> GIVEN INFORMATION

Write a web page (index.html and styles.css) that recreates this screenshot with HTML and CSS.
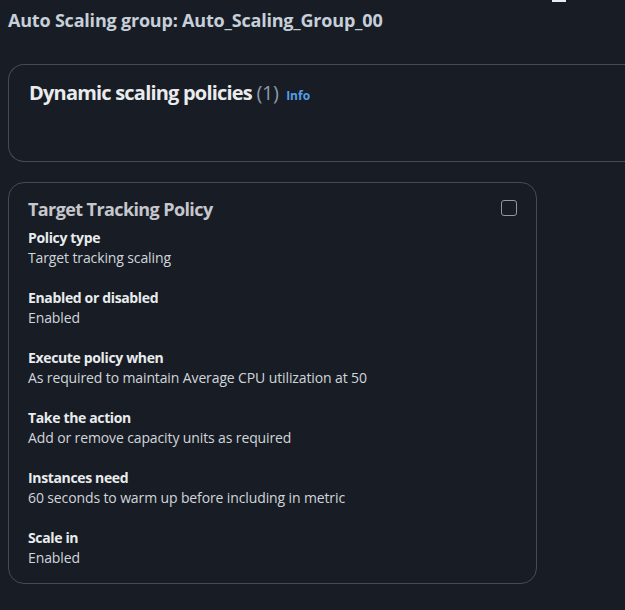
FILE: index.html
```html
<!DOCTYPE html>
<html>
<head>
<meta charset="utf-8">
<link rel="stylesheet" href="styles.css">
</head>
<body>
<div class="topmark"></div>
<h1 class="page-title">Auto Scaling group: Auto_Scaling_Group_00</h1>
<section class="panel">
  <h2 class="panel-title">Dynamic scaling policies <span class="count">(1)</span> <a class="info">Info</a></h2>
</section>
<section class="card">
  <div class="card-head">
    <h3 class="card-title">Target Tracking Policy</h3>
    <span class="checkbox"></span>
  </div>
  <dl class="fields">
    <div class="field"><dt>Policy type</dt><dd>Target tracking scaling</dd></div>
    <div class="field"><dt>Enabled or disabled</dt><dd>Enabled</dd></div>
    <div class="field"><dt>Execute policy when</dt><dd>As required to maintain Average CPU utilization at 50</dd></div>
    <div class="field"><dt>Take the action</dt><dd>Add or remove capacity units as required</dd></div>
    <div class="field"><dt>Instances need</dt><dd>60 seconds to warm up before including in metric</dd></div>
    <div class="field"><dt>Scale in</dt><dd>Enabled</dd></div>
  </dl>
</section>
</body>
</html>
```
FILE: styles.css
```css
html, body {
  margin: 0;
  padding: 0;
  background: #181d25;
  overflow: hidden;
}
body {
  font-family: "Open Sans", "Noto Sans", sans-serif;
  color: #d1d5db;
  padding: 8px 0 0 8px;
  position: relative;
  height: 610px;
  box-sizing: border-box;
}
.topmark {
  position: absolute;
  left: 552px;
  top: 0;
  width: 14px;
  height: 2px;
  background: #e9ebed;
}
.page-title {
  margin: 0;
  font-size: 18px;
  line-height: 24px;
  font-weight: 700;
  letter-spacing: -0.2px;
  color: #c6cfda;
}
.panel {
  margin-top: 32px;
  border: 1px solid #434b56;
  border-right: none;
  border-radius: 16px 0 0 16px;
  height: 98px;
  padding: 15px 0 0 20px;
  box-sizing: border-box;
}
.panel-title {
  margin: 0;
  font-size: 20px;
  line-height: 26px;
  font-weight: 700;
  letter-spacing: -0.8px;
  color: #e9ebed;
}
.count {
  font-weight: 400;
  letter-spacing: -0.3px;
  color: #8d99a8;
}
.info {
  font-size: 12px;
  font-weight: 700;
  letter-spacing: 0;
  color: #539fe5;
  margin-left: 3px;
}
.card {
  margin-top: 20px;
  width: 529px;
  box-sizing: border-box;
  border: 1px solid #434b56;
  border-radius: 16px;
  padding: 15px 19px 15px 19px;
}
.card-head {
  display: flex;
  justify-content: space-between;
  align-items: center;
}
.card-title {
  margin: 0;
  font-size: 18px;
  line-height: 22px;
  font-weight: 700;
  letter-spacing: -0.6px;
  color: #c6c6cd;
}
.checkbox {
  width: 14px;
  height: 14px;
  border: 1px solid #8d99a8;
  border-radius: 3px;
  margin-top: -3px;
}
.fields {
  margin: 8px 0 0 0;
  display: flex;
  flex-direction: column;
  gap: 20px;
}
.field dt {
  font-size: 14px;
  line-height: 20px;
  font-weight: 700;
  letter-spacing: -0.35px;
  color: #e9ebed;
}
.field dd {
  margin: 0;
  font-size: 14px;
  line-height: 20px;
  letter-spacing: -0.12px;
  color: #d1d5db;
}
```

> TO BE DONE
Send back the data above word for word, with the pictures left out.

> SOLUTION FOR THIS TASK
Write a web page (index.html and styles.css) that recreates this screenshot with HTML and CSS.
FILE: index.html
```html
<!DOCTYPE html>
<html>
<head>
<meta charset="utf-8">
<link rel="stylesheet" href="styles.css">
</head>
<body>
<div class="topmark"></div>
<h1 class="page-title">Auto Scaling group: Auto_Scaling_Group_00</h1>
<section class="panel">
  <h2 class="panel-title">Dynamic scaling policies <span class="count">(1)</span> <a class="info">Info</a></h2>
</section>
<section class="card">
  <div class="card-head">
    <h3 class="card-title">Target Tracking Policy</h3>
    <span class="checkbox"></span>
  </div>
  <dl class="fields">
    <div class="field"><dt>Policy type</dt><dd>Target tracking scaling</dd></div>
    <div class="field"><dt>Enabled or disabled</dt><dd>Enabled</dd></div>
    <div class="field"><dt>Execute policy when</dt><dd>As required to maintain Average CPU utilization at 50</dd></div>
    <div class="field"><dt>Take the action</dt><dd>Add or remove capacity units as required</dd></div>
    <div class="field"><dt>Instances need</dt><dd>60 seconds to warm up before including in metric</dd></div>
    <div class="field"><dt>Scale in</dt><dd>Enabled</dd></div>
  </dl>
</section>
</body>
</html>
```
FILE: styles.css
```css
html, body {
  margin: 0;
  padding: 0;
  background: #181d25;
  overflow: hidden;
}
body {
  font-family: "Open Sans", "Noto Sans", sans-serif;
  color: #d1d5db;
  padding: 8px 0 0 8px;
  position: relative;
  height: 610px;
  box-sizing: border-box;
}
.topmark {
  position: absolute;
  left: 552px;
  top: 0;
  width: 14px;
  height: 2px;
  background: #e9ebed;
}
.page-title {
  margin: 0;
  font-size: 18px;
  line-height: 24px;
  font-weight: 700;
  letter-spacing: -0.2px;
  color: #c6cfda;
}
.panel {
  margin-top: 32px;
  border: 1px solid #434b56;
  border-right: none;
  border-radius: 16px 0 0 16px;
  height: 98px;
  padding: 15px 0 0 20px;
  box-sizing: border-box;
}
.panel-title {
  margin: 0;
  font-size: 20px;
  line-height: 26px;
  font-weight: 700;
  letter-spacing: -0.8px;
  color: #e9ebed;
}
.count {
  font-weight: 400;
  letter-spacing: -0.3px;
  color: #8d99a8;
}
.info {
  font-size: 12px;
  font-weight: 700;
  letter-spacing: 0;
  color: #539fe5;
  margin-left: 3px;
}
.card {
  margin-top: 20px;
  width: 529px;
  box-sizing: border-box;
  border: 1px solid #434b56;
  border-radius: 16px;
  padding: 15px 19px 15px 19px;
}
.card-head {
  display: flex;
  justify-content: space-between;
  align-items: center;
}
.card-title {
  margin: 0;
  font-size: 18px;
  line-height: 22px;
  font-weight: 700;
  letter-spacing: -0.6px;
  color: #c6c6cd;
}
.checkbox {
  width: 14px;
  height: 14px;
  border: 1px solid #8d99a8;
  border-radius: 3px;
  margin-top: -3px;
}
.fields {
  margin: 8px 0 0 0;
  display: flex;
  flex-direction: column;
  gap: 20px;
}
.field dt {
  font-size: 14px;
  line-height: 20px;
  font-weight: 700;
  letter-spacing: -0.35px;
  color: #e9ebed;
}
.field dd {
  margin: 0;
  font-size: 14px;
  line-height: 20px;
  letter-spacing: -0.12px;
  color: #d1d5db;
}
```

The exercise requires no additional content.